Michael Green: Can you let us know a few of the Bowie songs you’ve selected to cover for your performance?
Jeremy Jacobsen: Much of Low and also much of Let’s Dance, some other things as well.
MG: Why these particular songs?
JJ: Well, Let’s Dance is so familiar and my versions are super mutated from the original. I can let my style coast over the well-known songs. Also the tunes on both of these records are slightly simpler … a benefit to performing them as a one-man band, which you might guess is most challenging.
MG: Are there specific Bowie periods you are most drawn to?
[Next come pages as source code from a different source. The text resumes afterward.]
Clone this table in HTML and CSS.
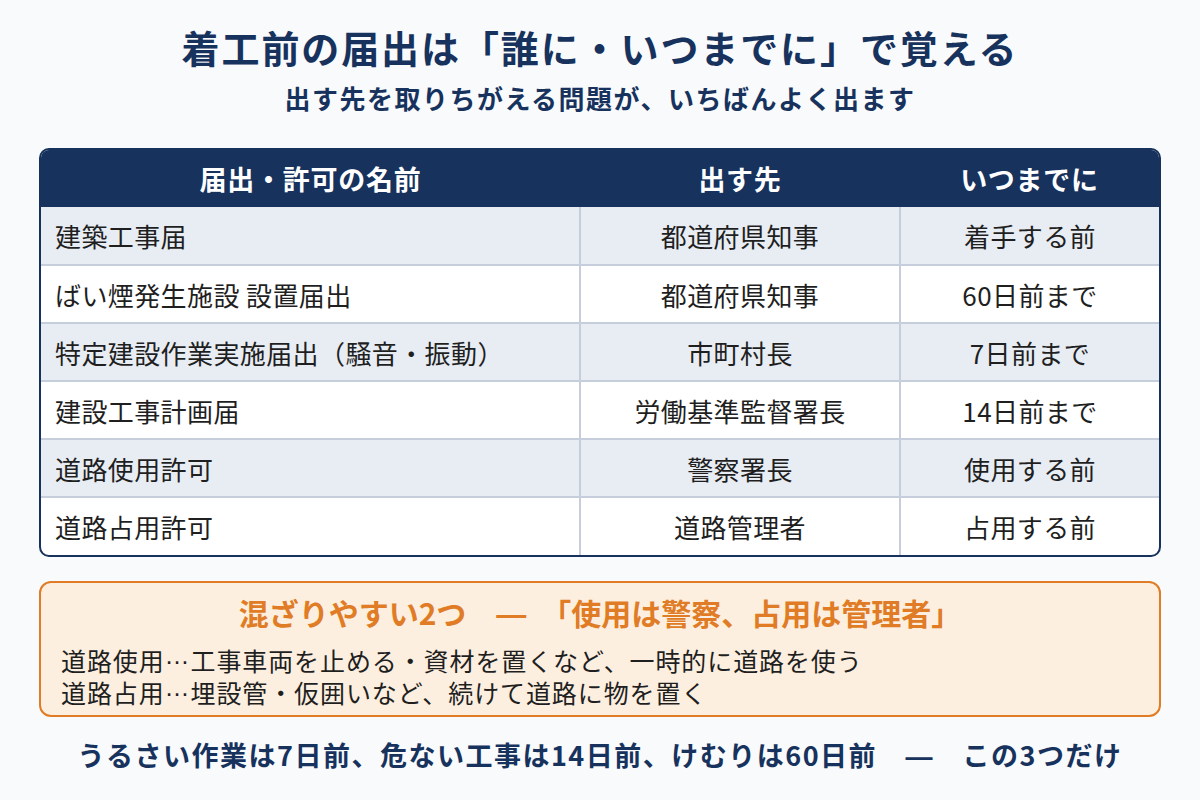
FILE: index.html
```html
<!DOCTYPE html>
<html lang="ja">
<head>
<meta charset="utf-8">
<link rel="stylesheet" href="styles.css">
</head>
<body>
<main class="page">
  <header class="head">
    <h1 class="title">着工前の届出は「誰に・いつまでに」で覚える</h1>
    <p class="subtitle">出す先を取りちがえる問題が、いちばんよく出ます</p>
  </header>

  <div class="table-wrap">
    <table class="tbl">
      <colgroup>
        <col class="c1"><col class="c2"><col class="c3">
      </colgroup>
      <thead>
        <tr><th>届出・許可の名前</th><th>出す先</th><th>いつまでに</th></tr>
      </thead>
      <tbody>
        <tr><td class="name">建築工事届</td><td>都道府県知事</td><td>着手する前</td></tr>
        <tr><td class="name">ばい煙発生施設 設置届出</td><td>都道府県知事</td><td>60日前まで</td></tr>
        <tr><td class="name">特定建設作業実施届出（騒音・振動）</td><td>市町村長</td><td>7日前まで</td></tr>
        <tr><td class="name">建設工事計画届</td><td>労働基準監督署長</td><td>14日前まで</td></tr>
        <tr><td class="name">道路使用許可</td><td>警察署長</td><td>使用する前</td></tr>
        <tr><td class="name">道路占用許可</td><td>道路管理者</td><td>占用する前</td></tr>
      </tbody>
    </table>
  </div>

  <section class="note">
    <h2 class="note-title">混ざりやすい2つ　<span class="dash">—</span>　「使用は警察、占用は管理者」</h2>
    <p class="note-line">道路使用<span class="ell">…</span>工事車両を止める・資材を置くなど、一時的に道路を使う</p>
    <p class="note-line">道路占用<span class="ell">…</span>埋設管・仮囲いなど、続けて道路に物を置く</p>
  </section>

  <p class="footer">うるさい作業は7日前、危ない工事は14日前、けむりは60日前　<span class="dash">—</span>　この3つだけ</p>
</main>
</body>
</html>
```

FILE: styles.css
```css
* { box-sizing: border-box; }
html, body { margin: 0; padding: 0; }
body {
  width: 1200px;
  height: 800px;
  background: #f8fafc;
  font-family: "Noto Sans CJK JP", "Noto Sans", sans-serif;
  color: #222;
  overflow: hidden;
}
.page {
  padding: 24px 39px 0;
  display: flex;
  flex-direction: column;
}
.head { text-align: center; color: #17325d; }
.title {
  margin: 0;
  font-size: 38px;
  line-height: 46px;
  font-weight: 700;
  letter-spacing: 1.9px;
}
.subtitle {
  margin: 11px 0 0;
  font-size: 26px;
  line-height: 34px;
  font-weight: 700;
  letter-spacing: 1.5px;
}
.table-wrap {
  margin-top: 33px;
  border: 2px solid #17325d;
  border-radius: 10px;
  overflow: hidden;
  background: #fff;
}
.tbl {
  width: 100%;
  border-collapse: collapse;
  table-layout: fixed;
}
.c1 { width: 539px; }
.c2 { width: 320px; }
.c3 { width: 259px; }
.tbl th {
  background: #17325d;
  color: #fff;
  height: 57px;
  font-size: 27px;
  letter-spacing: 0.75px;
  font-weight: 700;
  text-align: center;
  padding: 0;
}
.tbl td {
  height: 58px;
  font-size: 26px;
  letter-spacing: 0.4px;
  text-align: center;
  padding: 0;
  border-left: 2px solid #c6cedb;
  border-top: 2px solid #c6cedb;
  color: #1f1f1f;
}
.tbl td:first-child { border-left: none; }
.tbl tbody tr:first-child td { border-top: none; }
.tbl tbody tr:nth-child(odd) td { background: #e8edf4; }
.tbl td.name { text-align: left; padding-left: 14px; }

.dash { font-family: "Liberation Sans", sans-serif; }

.note {
  margin-top: 24px;
  border: 2px solid #e07c25;
  border-radius: 12px;
  background: #fdefe0;
  padding: 11px 20px 6px;
}
.note-title {
  margin: 0 0 12px;
  text-align: center;
  color: #e07c25;
  font-size: 30px;
  line-height: 36px;
  font-weight: 700;
}
.note-line {
  margin: 0;
  padding-top: 2px;
  height: 32px;
  font-family: "Liberation Sans", "Noto Sans CJK JP", sans-serif;
  font-size: 25px;
  letter-spacing: 0.9px;
  line-height: 30px;
  color: #1f1f1f;
}
.ell {
  vertical-align: 0.3em;
  line-height: 0;
}
.footer {
  margin: 21px 0 0;
  text-align: center;
  color: #17325d;
  font-size: 27px;
  letter-spacing: 1.5px;
  line-height: 34px;
  font-weight: 700;
}
```
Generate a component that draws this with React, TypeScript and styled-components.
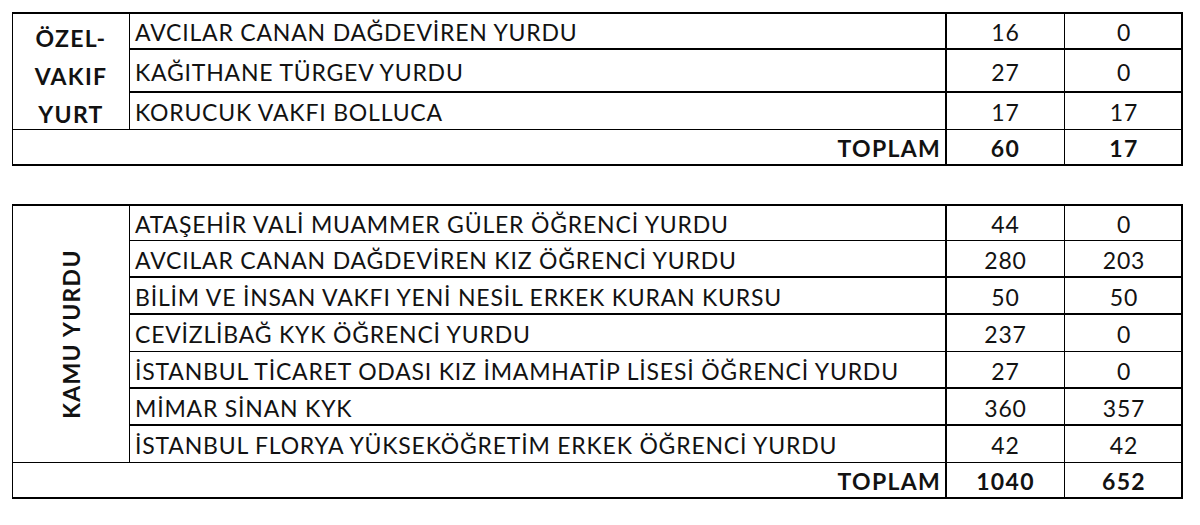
import React from "react";
import styled, { createGlobalStyle } from "styled-components";

const Global = createGlobalStyle`
  html, body { margin: 0; padding: 0; background: #fff; }
  body { font-family: Lato, "Liberation Sans", sans-serif; color: #121212; }
`;

const Page = styled.div`
  padding: 12px 0 0 12px;
  display: flex;
  flex-direction: column;
  gap: 38px;
  width: 1171px;
`;

const Grid = styled.div<{ $rows: string }>`
  display: grid;
  grid-template-columns: 117px 817px 118px 118px;
  grid-template-rows: ${(p) => p.$rows};
  border-top: 2px solid #000;
  border-left: 1px solid #000;
  border-right: 2px solid #000;
  border-bottom: 2px solid #000;
  box-sizing: border-box;
  width: 1171px;
`;

const Cell = styled.div<{ $b?: number }>`
  box-sizing: border-box;
  border-bottom: ${(p) => p.$b ?? 0}px solid #000;
  display: flex;
  align-items: center;
  font-size: 23px;
  letter-spacing: 0.8px;
  white-space: nowrap;
  overflow: hidden;
`;

const GroupCell = styled(Cell)<{ $span: number }>`
  grid-row: span ${(p) => p.$span};
  border-right: 1px solid #000;
  justify-content: center;
  font-weight: 700;
  letter-spacing: 1.3px;
`;

const GroupStack = styled.div`
  text-align: center;
  line-height: 38px;
  padding-top: 8px;
`;

const Vertical = styled.div`
  transform: rotate(-90deg);
  white-space: nowrap;
  font-weight: 700;
`;

const NameCell = styled(Cell)`
  border-right: 2px solid #000;
  padding-left: 5px;
  padding-top: 2px;
`;

const NumCell = styled(Cell)<{ $last?: boolean; $bold?: boolean }>`
  justify-content: center;
  border-right: ${(p) => (p.$last ? 0 : 1)}px solid #000;
  font-weight: ${(p) => (p.$bold ? 700 : 400)};
  letter-spacing: ${(p) => (p.$bold ? 1.3 : 0.8)}px;
  padding-top: 2px;
`;

const TotalLabel = styled(Cell)`
  grid-column: span 2;
  justify-content: flex-end;
  border-right: 2px solid #000;
  font-weight: 700;
  letter-spacing: 1.3px;
  padding-right: 4px;
  padding-top: 2px;
`;

type Row = { name: string; a: string; b: string; line: number };

const ozel: Row[] = [
  { name: "AVCILAR CANAN DAĞDEVİREN YURDU", a: "16", b: "0", line: 2 },
  { name: "KAĞITHANE TÜRGEV YURDU", a: "27", b: "0", line: 2 },
  { name: "KORUCUK VAKFI BOLLUCA", a: "17", b: "17", line: 1 },
];

const kamu: Row[] = [
  { name: "ATAŞEHİR VALİ MUAMMER GÜLER ÖĞRENCİ YURDU", a: "44", b: "0", line: 1 },
  { name: "AVCILAR CANAN DAĞDEVİREN KIZ ÖĞRENCİ YURDU", a: "280", b: "203", line: 2 },
  { name: "BİLİM VE İNSAN VAKFI YENİ NESİL ERKEK KURAN KURSU", a: "50", b: "50", line: 2 },
  { name: "CEVİZLİBAĞ KYK ÖĞRENCİ YURDU", a: "237", b: "0", line: 1 },
  { name: "İSTANBUL TİCARET ODASI KIZ İMAMHATİP LİSESİ ÖĞRENCİ YURDU", a: "27", b: "0", line: 2 },
  { name: "MİMAR SİNAN KYK", a: "360", b: "357", line: 2 },
  { name: "İSTANBUL FLORYA YÜKSEKÖĞRETİM ERKEK ÖĞRENCİ YURDU", a: "42", b: "42", line: 1 },
];

const Rows = ({ rows }: { rows: Row[] }) => (
  <>
    {rows.map((r) => (
      <React.Fragment key={r.name}>
        <NameCell $b={r.line}>{r.name}</NameCell>
        <NumCell $b={r.line}>{r.a}</NumCell>
        <NumCell $b={r.line} $last>
          {r.b}
        </NumCell>
      </React.Fragment>
    ))}
  </>
);

export default function App() {
  return (
    <>
      <Global />
      <Page>
        <Grid $rows="36px 43px 37px 34px">
          <GroupCell $span={3} $b={1}>
            <GroupStack>
              ÖZEL-
              <br />
              VAKIF
              <br />
              YURT
            </GroupStack>
          </GroupCell>
          <Rows rows={ozel} />
          <TotalLabel>TOPLAM</TotalLabel>
          <NumCell $bold>60</NumCell>
          <NumCell $bold $last>17</NumCell>
        </Grid>
        <Grid $rows="35px 37px 37px 37px 37px 37px 37px 34px">
          <GroupCell $span={7} $b={1}>
            <Vertical>KAMU YURDU</Vertical>
          </GroupCell>
          <Rows rows={kamu} />
          <TotalLabel>TOPLAM</TotalLabel>
          <NumCell $bold>1040</NumCell>
          <NumCell $bold $last>652</NumCell>
        </Grid>
      </Page>
    </>
  );
}
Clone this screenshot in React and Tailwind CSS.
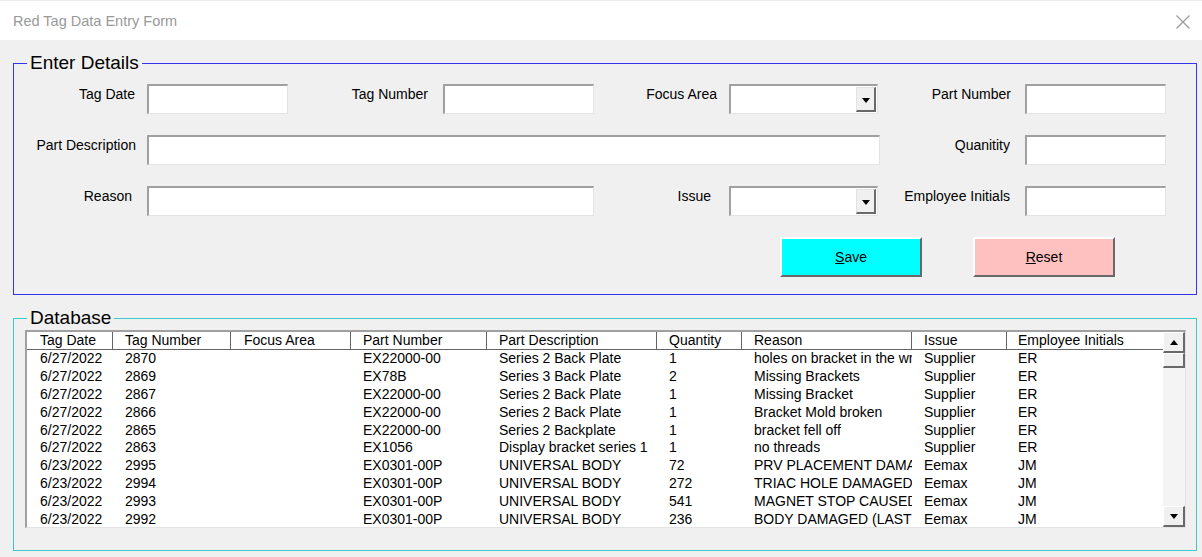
const FONT = "font-['Liberation_Sans',Arial,sans-serif]"

const COLS = [
  { key: 'date', label: 'Tag Date', w: 'w-[86px] pl-[13px]' },
  { key: 'tag', label: 'Tag Number', w: 'w-[118px] pl-[12px]' },
  { key: 'focus', label: 'Focus Area', w: 'w-[120px] pl-[13px]' },
  { key: 'part', label: 'Part Number', w: 'w-[136px] pl-[12px]' },
  { key: 'desc', label: 'Part Description', w: 'w-[170px] pl-[12px]' },
  { key: 'qty', label: 'Quantity', w: 'w-[85px] pl-[12px]' },
  { key: 'reason', label: 'Reason', w: 'w-[170px] pl-[12px]' },
  { key: 'issue', label: 'Issue', w: 'w-[95px] pl-[12px]' },
  { key: 'emp', label: 'Employee Initials', w: 'w-[153px] pl-[11px]' },
]

const ROWS = [
  { date: '6/27/2022', tag: '2870', focus: '', part: 'EX22000-00', desc: 'Series 2 Back Plate', qty: '1', reason: 'holes on bracket in the wrong place', issue: 'Supplier', emp: 'ER' },
  { date: '6/27/2022', tag: '2869', focus: '', part: 'EX78B', desc: 'Series 3 Back Plate', qty: '2', reason: 'Missing Brackets', issue: 'Supplier', emp: 'ER' },
  { date: '6/27/2022', tag: '2867', focus: '', part: 'EX22000-00', desc: 'Series 2 Back Plate', qty: '1', reason: 'Missing Bracket', issue: 'Supplier', emp: 'ER' },
  { date: '6/27/2022', tag: '2866', focus: '', part: 'EX22000-00', desc: 'Series 2 Back Plate', qty: '1', reason: 'Bracket Mold broken', issue: 'Supplier', emp: 'ER' },
  { date: '6/27/2022', tag: '2865', focus: '', part: 'EX22000-00', desc: 'Series 2 Backplate', qty: '1', reason: 'bracket fell off', issue: 'Supplier', emp: 'ER' },
  { date: '6/27/2022', tag: '2863', focus: '', part: 'EX1056', desc: 'Display bracket series 1', qty: '1', reason: 'no threads', issue: 'Supplier', emp: 'ER' },
  { date: '6/23/2022', tag: '2995', focus: '', part: 'EX0301-00P', desc: 'UNIVERSAL BODY', qty: '72', reason: 'PRV PLACEMENT DAMAGED', issue: 'Eemax', emp: 'JM' },
  { date: '6/23/2022', tag: '2994', focus: '', part: 'EX0301-00P', desc: 'UNIVERSAL BODY', qty: '272', reason: 'TRIAC HOLE DAMAGED BY', issue: 'Eemax', emp: 'JM' },
  { date: '6/23/2022', tag: '2993', focus: '', part: 'EX0301-00P', desc: 'UNIVERSAL BODY', qty: '541', reason: 'MAGNET STOP CAUSED DAMAGE', issue: 'Eemax', emp: 'JM' },
  { date: '6/23/2022', tag: '2992', focus: '', part: 'EX0301-00P', desc: 'UNIVERSAL BODY', qty: '236', reason: 'BODY DAMAGED (LAST TIME)', issue: 'Eemax', emp: 'JM' },
]

function Label({ w, children }) {
  return (
    <div className={`${w} shrink-0 text-right text-[14px] leading-[18px] pt-[1px] text-black whitespace-nowrap`}>
      {children}
    </div>
  )
}

function Field({ w }) {
  return (
    <div
      className={`${w} shrink-0 h-[30px] bg-white border-t-2 border-l-2 border-t-[#a0a0a0] border-l-[#a0a0a0] border-b border-r border-b-[#e3e3e3] border-r-[#e3e3e3]`}
    />
  )
}

function Tri({ up }) {
  return (
    <svg width="8" height="5" viewBox="0 0 8 5">
      <path d={up ? 'M0 5h8L4 0z' : 'M0 0h8L4 5z'} fill="#000" />
    </svg>
  )
}

function Combo({ className }) {
  return (
    <div
      className={`${className} shrink-0 w-[149px] h-[30px] bg-white border-t-2 border-l-2 border-t-[#a0a0a0] border-l-[#a0a0a0] border-b border-r border-b-[#e3e3e3] border-r-[#e3e3e3] flex justify-end p-[1px]`}
    >
      <div className="w-[20px] h-full bg-[#f0f0f0] border-t border-l border-t-[#e3e3e3] border-l-[#e3e3e3] border-b-2 border-r-2 border-b-[#696969] border-r-[#696969] flex items-center justify-center pt-[2px]">
        <Tri />
      </div>
    </div>
  )
}

function RaisedButton({ bg, children }) {
  return (
    <button
      className={`w-[142px] h-[40px] ${bg} border-t-2 border-l-2 border-white border-b-2 border-r-2 border-b-[#696969] border-r-[#696969] text-[14px] text-black flex items-center justify-center`}
    >
      {children}
    </button>
  )
}

function ScrollBtn({ up }) {
  return (
    <div className="h-[21px] shrink-0 bg-[#f0f0f0] border-t border-l border-white border-b-2 border-r-2 border-b-[#696969] border-r-[#696969] flex items-center justify-center">
      <Tri up={up} />
    </div>
  )
}

export default function App() {
  return (
    <div className={`${FONT} w-[1202px] h-[557px] bg-[#f0f0f0] overflow-hidden flex flex-col`}>
      {/* title bar */}
      <div className="h-[40px] shrink-0 bg-white border-t border-[#ececec] flex items-center justify-between pl-[13px] pr-[12px] pt-[2px]">
        <span className="text-[14.5px] text-[#999999]">Red Tag Data Entry Form</span>
        <svg width="14" height="14" viewBox="0 0 14 14">
          <path d="M0.5 0.5L13.5 13.5M13.5 0.5L0.5 13.5" stroke="#9a9a9a" strokeWidth="1.2" />
        </svg>
      </div>

      {/* Enter Details */}
      <fieldset className="ml-[13px] mt-[11px] w-[1184px] border border-[#3535f0] pb-[17px]">
        <legend className="ml-[13px] px-[3px] text-[19px] leading-[24px] text-black">Enter Details</legend>
        <div className="flex flex-col gap-[21px] pt-[9px]">
          <div className="flex items-start">
            <Label w="w-[121px]">Tag Date</Label>
            <div className="ml-[12px]" />
            <Field w="w-[141px]" />
            <Label w="w-[140px]">Tag Number</Label>
            <div className="ml-[15px]" />
            <Field w="w-[151px]" />
            <Label w="w-[123px]">Focus Area</Label>
            <Combo className="ml-[12px]" />
            <Label w="w-[133px]">Part Number</Label>
            <div className="ml-[14px]" />
            <Field w="w-[141px]" />
          </div>
          <div className="flex items-start">
            <Label w="w-[122px]">Part Description</Label>
            <div className="ml-[11px]" />
            <Field w="w-[733px]" />
            <Label w="w-[130px]">Quanitity</Label>
            <div className="ml-[15px]" />
            <Field w="w-[141px]" />
          </div>
          <div className="flex items-start">
            <Label w="w-[118px]">Reason</Label>
            <div className="ml-[15px]" />
            <Field w="w-[447px]" />
            <Label w="w-[117px]">Issue</Label>
            <Combo className="ml-[18px]" />
            <Label w="w-[132px]">Employee Initials</Label>
            <div className="ml-[15px]" />
            <Field w="w-[141px]" />
          </div>
          <div className="flex justify-end gap-[51px] pr-[81px]">
            <RaisedButton bg="bg-[#00ffff]">
              <span><u>S</u>ave</span>
            </RaisedButton>
            <RaisedButton bg="bg-[#ffc0c0]">
              <span><u>R</u>eset</span>
            </RaisedButton>
          </div>
        </div>
      </fieldset>

      {/* Database */}
      <fieldset className="ml-[13px] mt-[11px] w-[1184px] border border-[#3ccaca] pb-[22px]">
        <legend className="ml-[13px] px-[3px] text-[19px] leading-[24px] text-black">Database</legend>
        <div className="ml-[11px] w-[1161px] h-[198px] bg-white border-t-2 border-l-2 border-t-[#a0a0a0] border-l-[#a0a0a0] border-b border-r border-b-[#e3e3e3] border-r-[#e3e3e3] flex">
          <div className="flex-1 flex flex-col overflow-hidden">
            <div className="flex h-[18px] shrink-0 border-b border-[#646464]">
              {COLS.map((c, i) => (
                <div
                  key={c.key}
                  className={`${c.w} shrink-0 text-[14px] leading-[17px] whitespace-nowrap overflow-hidden ${i < COLS.length - 1 ? 'border-r border-[#646464]' : ''}`}
                >
                  {c.label}
                </div>
              ))}
            </div>
            {ROWS.map((r, ri) => (
              <div key={ri} className="flex h-[17.9px] shrink-0">
                {COLS.map((c) => (
                  <div
                    key={c.key}
                    className={`${c.w} shrink-0 pr-[2px] text-[14px] leading-[17.9px] whitespace-nowrap overflow-hidden text-black`}
                  >
                    {r[c.key]}
                  </div>
                ))}
              </div>
            ))}
          </div>
          <div className="w-[22px] shrink-0 flex flex-col">
            <ScrollBtn up />
            <div className="h-[15px] shrink-0 bg-[#f0f0f0] border-t border-l border-white border-b-2 border-r-2 border-b-[#696969] border-r-[#696969]" />
            <div className="flex-1 bg-[#f4f4f4]" />
            <ScrollBtn />
          </div>
        </div>
      </fieldset>
    </div>
  )
}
JJ: Yes. The 1980s, Scary Monsters, Low, etc. But I love it all.
MG: Has Bowie influenced your own work in any way? Either as a musician or performer?
JJ: Yes, totally. I was listening to Low daily as I first began doing the Lonesome Organist back in 1996. I’m pretty sure no music on that record crept into my tunes but I am also sure that my idea of persona was solidified by Bowie’s many manifestations. I had hoped that the Organist would prove more malleable in terms of persona but at least my music achieves a certain variety.
MG: You played the 2002 Meltdown Festival that Bowie curated at the Royal Festival Hall in London. What was that experience like? Did you meet Bowie?
JJ: Bowie was having a baby at the time, so no, unfortunately for me I did not get the chance to meet him. It was just a gas to get called on to do it though.
MG: Were you surprised to get the call to participate in Meltdown? Were you aware that Bowie was a fan of your work?
JJ: I was totally surprised by the whole thing and was blown away that Bowie had heard something as low profile as my releases. It’s a credit to him that he is actively looking and listening for new music.